Abstract

We propose a novel distributed beamforming framework for UAVs, called SABRE, wherein airborne transmitters synchronize their operations for data communication with target receivers. SABRE chooses the best-suited subset of transmitters that maximizes user-defined QoS, considering relative distances from receivers, traffic characteristics, cumulative SNR desired at the receiver, and individual SNR estimated for each link. This paper makes three main contributions: (i) It shows how to achieve distributed beamforming in challenging, aerial hovering conditions by accurately synchronizing start-times and eliminating relative clock offsets. (ii) It proposes an algorithm with polynomial complexity that groups transmitters and chooses the receiver, maximizing the number of satisfied receivers in each round. (iii) It experimentally validates the concept of aerial beamforming in a testbed composed of four DJI-M100 UAVs in realistic outdoor environments.
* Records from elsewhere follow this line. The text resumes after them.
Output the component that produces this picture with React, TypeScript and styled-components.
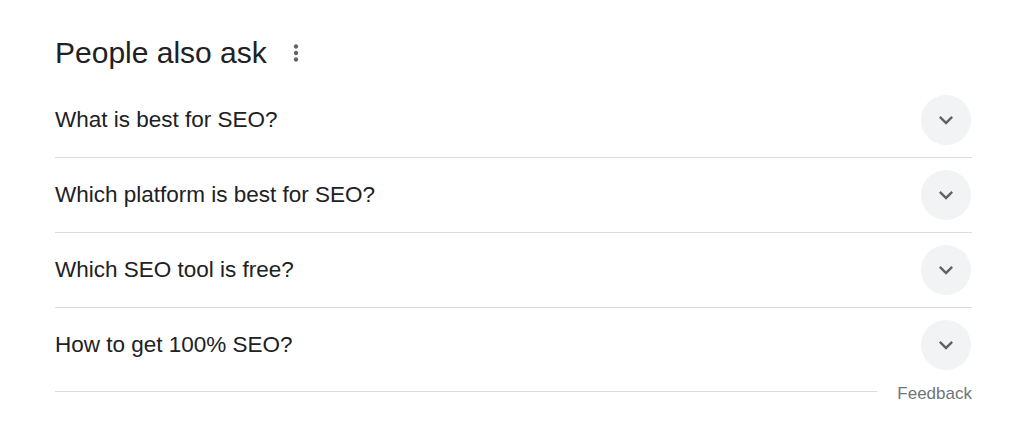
import styled, { createGlobalStyle } from 'styled-components';

const GlobalStyle = createGlobalStyle`
  html, body {
    margin: 0;
    padding: 0;
    background: #ffffff;
  }
  body {
    font-family: "Liberation Sans", Arial, sans-serif;
    color: #202124;
  }
`;

const Page = styled.div`
  width: 1024px;
  height: 433px;
  box-sizing: border-box;
  padding: 35px 0 0 55px;
`;

const Section = styled.section`
  width: 917px;
`;

const Header = styled.div`
  display: flex;
  align-items: center;
  height: 36px;
  margin-bottom: 12px;
`;

const Title = styled.h2`
  margin: 0;
  font-size: 30px;
  line-height: 36px;
  font-weight: 400;
  color: #202124;
`;

const MenuButton = styled.span`
  display: flex;
  align-items: center;
  justify-content: center;
  width: 26px;
  height: 26px;
  margin-left: 16px;
  color: #5f6368;
`;

const Row = styled.div<{ $last?: boolean }>`
  display: flex;
  align-items: center;
  justify-content: space-between;
  height: 74px;
  border-bottom: 1px solid ${({ $last }) => ($last ? 'transparent' : '#dadce0')};
  box-sizing: content-box;
`;

const Question = styled.span`
  font-size: 22.5px;
  line-height: 28px;
  color: #202124;
`;

const ExpandButton = styled.span`
  display: flex;
  align-items: center;
  justify-content: center;
  width: 50px;
  height: 50px;
  border-radius: 50%;
  background: #f1f3f4;
  color: #5f6368;
  margin-right: 1px;
`;

const Footer = styled.div`
  display: flex;
  align-items: center;
  height: 24px;
  margin-top: -1px;
`;

const FooterLine = styled.div`
  flex: 1;
  height: 1px;
  background: #dadce0;
  margin-right: 20px;
  margin-bottom: 6px;
`;

const Feedback = styled.span`
  font-size: 17px;
  line-height: 20px;
  color: #70757a;
`;

const questions = [
  'What is best for SEO?',
  'Which platform is best for SEO?',
  'Which SEO tool is free?',
  'How to get 100% SEO?',
];

function MoreVert() {
  return (
    <svg width="26" height="26" viewBox="0 0 24 24" fill="currentColor">
      <path d="M12 8c1.1 0 2-.9 2-2s-.9-2-2-2-2 .9-2 2 .9 2 2 2zm0 2c-1.1 0-2 .9-2 2s.9 2 2 2 2-.9 2-2-.9-2-2-2zm0 6c-1.1 0-2 .9-2 2s.9 2 2 2 2-.9 2-2-.9-2-2-2z" />
    </svg>
  );
}

function ExpandMore() {
  return (
    <svg width="28" height="28" viewBox="0 0 24 24" fill="currentColor">
      <path d="M16.59 8.59L12 13.17 7.41 8.59 6 10l6 6 6-6z" />
    </svg>
  );
}

export default function App() {
  return (
    <Page>
      <GlobalStyle />
      <Section>
        <Header>
          <Title>People also ask</Title>
          <MenuButton>
            <MoreVert />
          </MenuButton>
        </Header>
        {questions.map((q, i) => (
          <Row key={q} $last={i === questions.length - 1}>
            <Question>{q}</Question>
            <ExpandButton>
              <ExpandMore />
            </ExpandButton>
          </Row>
        ))}
        <Footer>
          <FooterLine />
          <Feedback>Feedback</Feedback>
        </Footer>
      </Section>
    </Page>
  );
}
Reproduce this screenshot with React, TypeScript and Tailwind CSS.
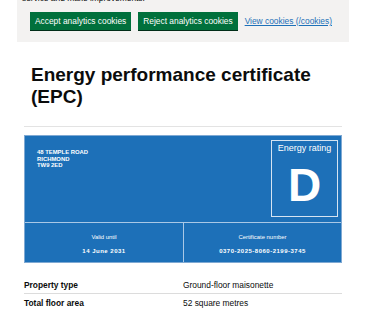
export default function App() {
  const font = { fontFamily: '"Liberation Sans", Arial, sans-serif' };
  return (
    <div className="min-h-[311px] bg-white text-[#0b0c0c]" style={font}>
      {/* cookie banner, scrolled so only its lower part shows */}
      <div className="mx-[17px] bg-[#f3f2f1] pb-[12px]">
        <p className="-mt-[7px] ml-[5px] text-[8.4px] leading-[10px]">service and make improvements.</p>
        <div className="mt-[9px] flex items-center gap-[7px] pl-[13px]">
          <button className="bg-[#00703c] px-[5px] py-[4px] text-[8.4px] leading-[10px] text-white shadow-[0_1px_0_#002d18]">
            Accept analytics cookies
          </button>
          <button className="bg-[#00703c] px-[5px] py-[4px] text-[8.4px] leading-[10px] text-white shadow-[0_1px_0_#002d18]">
            Reject analytics cookies
          </button>
          <a href="#" className="text-[8.4px] leading-[10px] text-[#1d70b8] underline">
            View cookies (/cookies)
          </a>
        </div>
      </div>

      <div className="px-[24px]">
        <h1 className="mt-[22px] pl-[7px] text-[19px] font-bold leading-[22px]">
          Energy performance certificate (EPC)
        </h1>
        <hr className="mt-[18px] border-0 border-t border-[#e3e3e3]" />

        <div className="mt-[8px] border border-[#7fa9d3] bg-[#1d70b8] text-white">
          <div className="flex h-[86px] items-start justify-between">
            <p className="pl-[12px] pt-[13px] text-[5.9px] font-bold uppercase leading-[6.7px]">
              48 Temple Road
              <br />
              Richmond
              <br />
              TW9 2ED
            </p>
            <div className="mr-[3px] mt-[4px] flex h-[77px] w-[67px] flex-col items-center border border-[#d5e4f2]">
              <span className="pt-[2px] text-[9px] leading-[10px]">Energy rating</span>
              <span className="mt-[9px] text-[46px] font-bold leading-none">D</span>
            </div>
          </div>
          <div className="grid h-[40px] grid-cols-2 border-t border-[#a9c8e6]">
            <div className="flex flex-col items-center pt-[10px]">
              <span className="text-[5.9px] leading-[8px]">Valid until</span>
              <span className="mt-[6px] text-[6px] font-bold leading-[8px] tracking-[0.5px]">14 June 2031</span>
            </div>
            <div className="flex flex-col items-center border-l border-[#a9c8e6] pt-[10px]">
              <span className="text-[5.9px] leading-[8px]">Certificate number</span>
              <span className="mt-[6px] text-[6px] font-bold leading-[8px] tracking-[0.5px]">
                0370-2025-8060-2199-3745
              </span>
            </div>
          </div>
        </div>

        <dl className="mt-[13px] text-[8.4px] leading-[10px]">
          <div className="grid grid-cols-2 border-b border-[#dcdcdc] pb-[3px] pt-[4px]">
            <dt className="font-bold">Property type</dt>
            <dd>Ground-floor maisonette</dd>
          </div>
          <div className="grid grid-cols-2 border-b border-[#dcdcdc] pb-[3px] pt-[4px]">
            <dt className="font-bold">Total floor area</dt>
            <dd>52 square metres</dd>
          </div>
        </dl>
      </div>
    </div>
  );
}
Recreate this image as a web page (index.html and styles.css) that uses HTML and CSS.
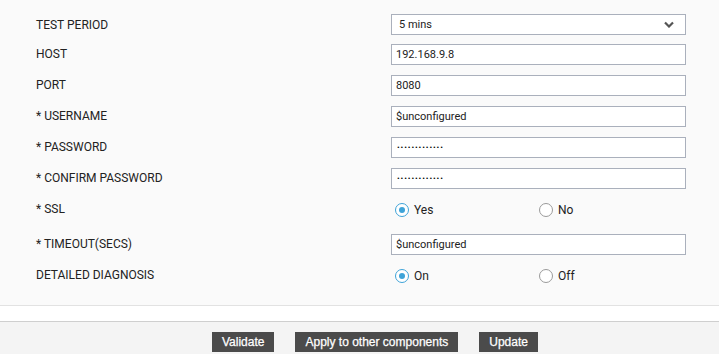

We follow this up with at-scale emulation involving beamforming with multiple candidate UAV transmitters in Colosseum, the world’s largest RF emulator. SABRE keeps the overall network frame error rate below 10% with a probability of 0.95 and manifests a 40% improvement in meeting user QoS thresholds over classical resource allocation methods. From a community viewpoint, the beamforming code, UAV interfacing designs, and the Colosseum container will be released publicly, allowing further independent investigations.